■ **SET PROBLEM**
Skip every picture and transcribe the remaining material exactly.

■ **SUPPLIED MATERIAL**
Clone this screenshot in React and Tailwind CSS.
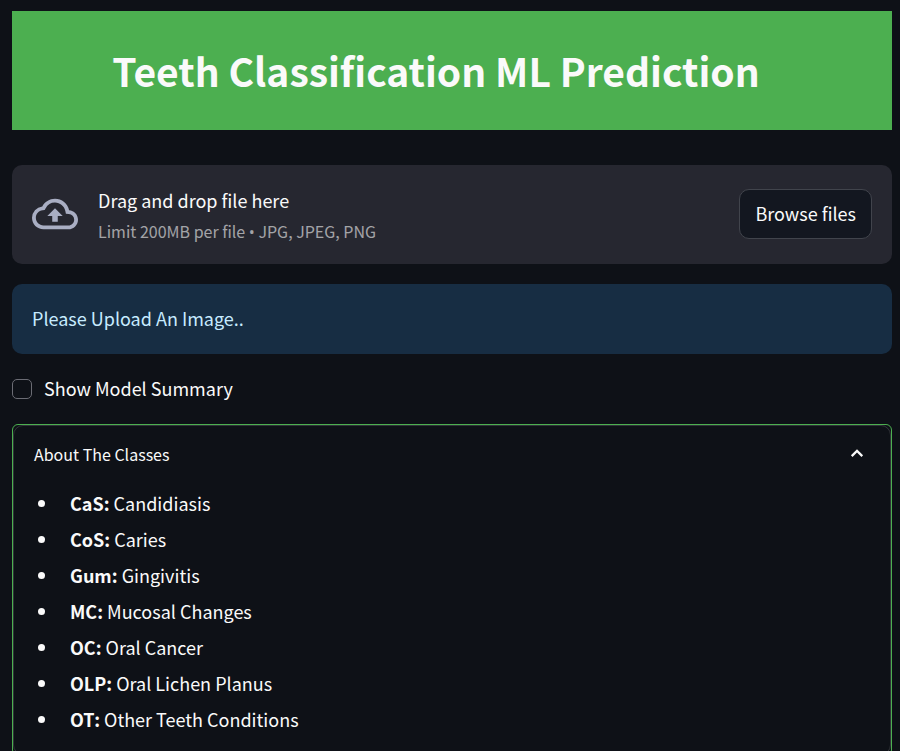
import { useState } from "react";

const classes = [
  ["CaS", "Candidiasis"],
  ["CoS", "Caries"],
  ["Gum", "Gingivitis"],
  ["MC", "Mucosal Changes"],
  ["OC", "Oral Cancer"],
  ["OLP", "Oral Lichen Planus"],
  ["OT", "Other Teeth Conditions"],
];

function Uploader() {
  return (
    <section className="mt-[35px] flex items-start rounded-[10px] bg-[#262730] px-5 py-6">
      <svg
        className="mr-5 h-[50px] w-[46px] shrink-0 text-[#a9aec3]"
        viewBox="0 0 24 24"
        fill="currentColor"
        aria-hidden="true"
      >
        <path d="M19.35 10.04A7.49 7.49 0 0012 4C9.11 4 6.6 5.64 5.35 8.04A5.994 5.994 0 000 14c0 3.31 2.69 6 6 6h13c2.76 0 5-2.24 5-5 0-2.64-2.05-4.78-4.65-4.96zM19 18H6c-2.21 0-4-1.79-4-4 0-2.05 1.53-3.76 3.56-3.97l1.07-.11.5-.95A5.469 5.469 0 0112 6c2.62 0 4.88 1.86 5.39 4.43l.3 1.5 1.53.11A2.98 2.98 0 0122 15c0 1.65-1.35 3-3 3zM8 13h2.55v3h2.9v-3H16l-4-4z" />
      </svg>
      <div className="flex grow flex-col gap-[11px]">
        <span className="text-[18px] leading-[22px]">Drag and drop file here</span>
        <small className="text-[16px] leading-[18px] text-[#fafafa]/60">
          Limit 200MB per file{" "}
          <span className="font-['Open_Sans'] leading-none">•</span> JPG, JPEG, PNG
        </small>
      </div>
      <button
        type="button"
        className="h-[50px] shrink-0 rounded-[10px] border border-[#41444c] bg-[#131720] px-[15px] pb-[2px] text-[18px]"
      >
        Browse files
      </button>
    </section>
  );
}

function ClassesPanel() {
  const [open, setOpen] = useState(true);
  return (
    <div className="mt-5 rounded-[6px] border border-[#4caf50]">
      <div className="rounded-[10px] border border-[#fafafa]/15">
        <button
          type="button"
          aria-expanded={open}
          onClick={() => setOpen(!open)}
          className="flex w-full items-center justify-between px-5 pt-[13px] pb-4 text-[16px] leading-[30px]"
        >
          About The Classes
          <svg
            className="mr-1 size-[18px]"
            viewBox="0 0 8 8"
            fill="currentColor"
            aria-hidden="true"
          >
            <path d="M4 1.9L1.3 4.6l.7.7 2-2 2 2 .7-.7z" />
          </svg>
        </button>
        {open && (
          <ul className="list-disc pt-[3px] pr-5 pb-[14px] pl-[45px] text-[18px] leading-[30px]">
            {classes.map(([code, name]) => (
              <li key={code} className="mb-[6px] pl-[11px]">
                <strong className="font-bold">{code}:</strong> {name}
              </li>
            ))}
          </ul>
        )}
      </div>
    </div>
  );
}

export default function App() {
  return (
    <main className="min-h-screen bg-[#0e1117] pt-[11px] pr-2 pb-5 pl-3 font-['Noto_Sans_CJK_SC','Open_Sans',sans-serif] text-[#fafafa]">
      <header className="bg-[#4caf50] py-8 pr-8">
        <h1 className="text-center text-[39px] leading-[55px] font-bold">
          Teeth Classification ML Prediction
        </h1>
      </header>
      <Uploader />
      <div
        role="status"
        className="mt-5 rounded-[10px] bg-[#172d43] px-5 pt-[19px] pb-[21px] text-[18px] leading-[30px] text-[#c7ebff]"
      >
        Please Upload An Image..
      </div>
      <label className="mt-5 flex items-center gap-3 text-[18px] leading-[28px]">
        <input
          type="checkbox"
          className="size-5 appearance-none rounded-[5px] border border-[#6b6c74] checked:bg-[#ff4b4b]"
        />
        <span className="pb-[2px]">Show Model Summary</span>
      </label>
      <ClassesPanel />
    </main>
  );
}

■ **FULL OUTPUT**
Clone this screenshot in React and Tailwind CSS.
import { useState } from "react";

const classes = [
  ["CaS", "Candidiasis"],
  ["CoS", "Caries"],
  ["Gum", "Gingivitis"],
  ["MC", "Mucosal Changes"],
  ["OC", "Oral Cancer"],
  ["OLP", "Oral Lichen Planus"],
  ["OT", "Other Teeth Conditions"],
];

function Uploader() {
  return (
    <section className="mt-[35px] flex items-start rounded-[10px] bg-[#262730] px-5 py-6">
      <svg
        className="mr-5 h-[50px] w-[46px] shrink-0 text-[#a9aec3]"
        viewBox="0 0 24 24"
        fill="currentColor"
        aria-hidden="true"
      >
        <path d="M19.35 10.04A7.49 7.49 0 0012 4C9.11 4 6.6 5.64 5.35 8.04A5.994 5.994 0 000 14c0 3.31 2.69 6 6 6h13c2.76 0 5-2.24 5-5 0-2.64-2.05-4.78-4.65-4.96zM19 18H6c-2.21 0-4-1.79-4-4 0-2.05 1.53-3.76 3.56-3.97l1.07-.11.5-.95A5.469 5.469 0 0112 6c2.62 0 4.88 1.86 5.39 4.43l.3 1.5 1.53.11A2.98 2.98 0 0122 15c0 1.65-1.35 3-3 3zM8 13h2.55v3h2.9v-3H16l-4-4z" />
      </svg>
      <div className="flex grow flex-col gap-[11px]">
        <span className="text-[18px] leading-[22px]">Drag and drop file here</span>
        <small className="text-[16px] leading-[18px] text-[#fafafa]/60">
          Limit 200MB per file{" "}
          <span className="font-['Open_Sans'] leading-none">•</span> JPG, JPEG, PNG
        </small>
      </div>
      <button
        type="button"
        className="h-[50px] shrink-0 rounded-[10px] border border-[#41444c] bg-[#131720] px-[15px] pb-[2px] text-[18px]"
      >
        Browse files
      </button>
    </section>
  );
}

function ClassesPanel() {
  const [open, setOpen] = useState(true);
  return (
    <div className="mt-5 rounded-[6px] border border-[#4caf50]">
      <div className="rounded-[10px] border border-[#fafafa]/15">
        <button
          type="button"
          aria-expanded={open}
          onClick={() => setOpen(!open)}
          className="flex w-full items-center justify-between px-5 pt-[13px] pb-4 text-[16px] leading-[30px]"
        >
          About The Classes
          <svg
            className="mr-1 size-[18px]"
            viewBox="0 0 8 8"
            fill="currentColor"
            aria-hidden="true"
          >
            <path d="M4 1.9L1.3 4.6l.7.7 2-2 2 2 .7-.7z" />
          </svg>
        </button>
        {open && (
          <ul className="list-disc pt-[3px] pr-5 pb-[14px] pl-[45px] text-[18px] leading-[30px]">
            {classes.map(([code, name]) => (
              <li key={code} className="mb-[6px] pl-[11px]">
                <strong className="font-bold">{code}:</strong> {name}
              </li>
            ))}
          </ul>
        )}
      </div>
    </div>
  );
}

export default function App() {
  return (
    <main className="min-h-screen bg-[#0e1117] pt-[11px] pr-2 pb-5 pl-3 font-['Noto_Sans_CJK_SC','Open_Sans',sans-serif] text-[#fafafa]">
      <header className="bg-[#4caf50] py-8 pr-8">
        <h1 className="text-center text-[39px] leading-[55px] font-bold">
          Teeth Classification ML Prediction
        </h1>
      </header>
      <Uploader />
      <div
        role="status"
        className="mt-5 rounded-[10px] bg-[#172d43] px-5 pt-[19px] pb-[21px] text-[18px] leading-[30px] text-[#c7ebff]"
      >
        Please Upload An Image..
      </div>
      <label className="mt-5 flex items-center gap-3 text-[18px] leading-[28px]">
        <input
          type="checkbox"
          className="size-5 appearance-none rounded-[5px] border border-[#6b6c74] checked:bg-[#ff4b4b]"
        />
        <span className="pb-[2px]">Show Model Summary</span>
      </label>
      <ClassesPanel />
    </main>
  );
}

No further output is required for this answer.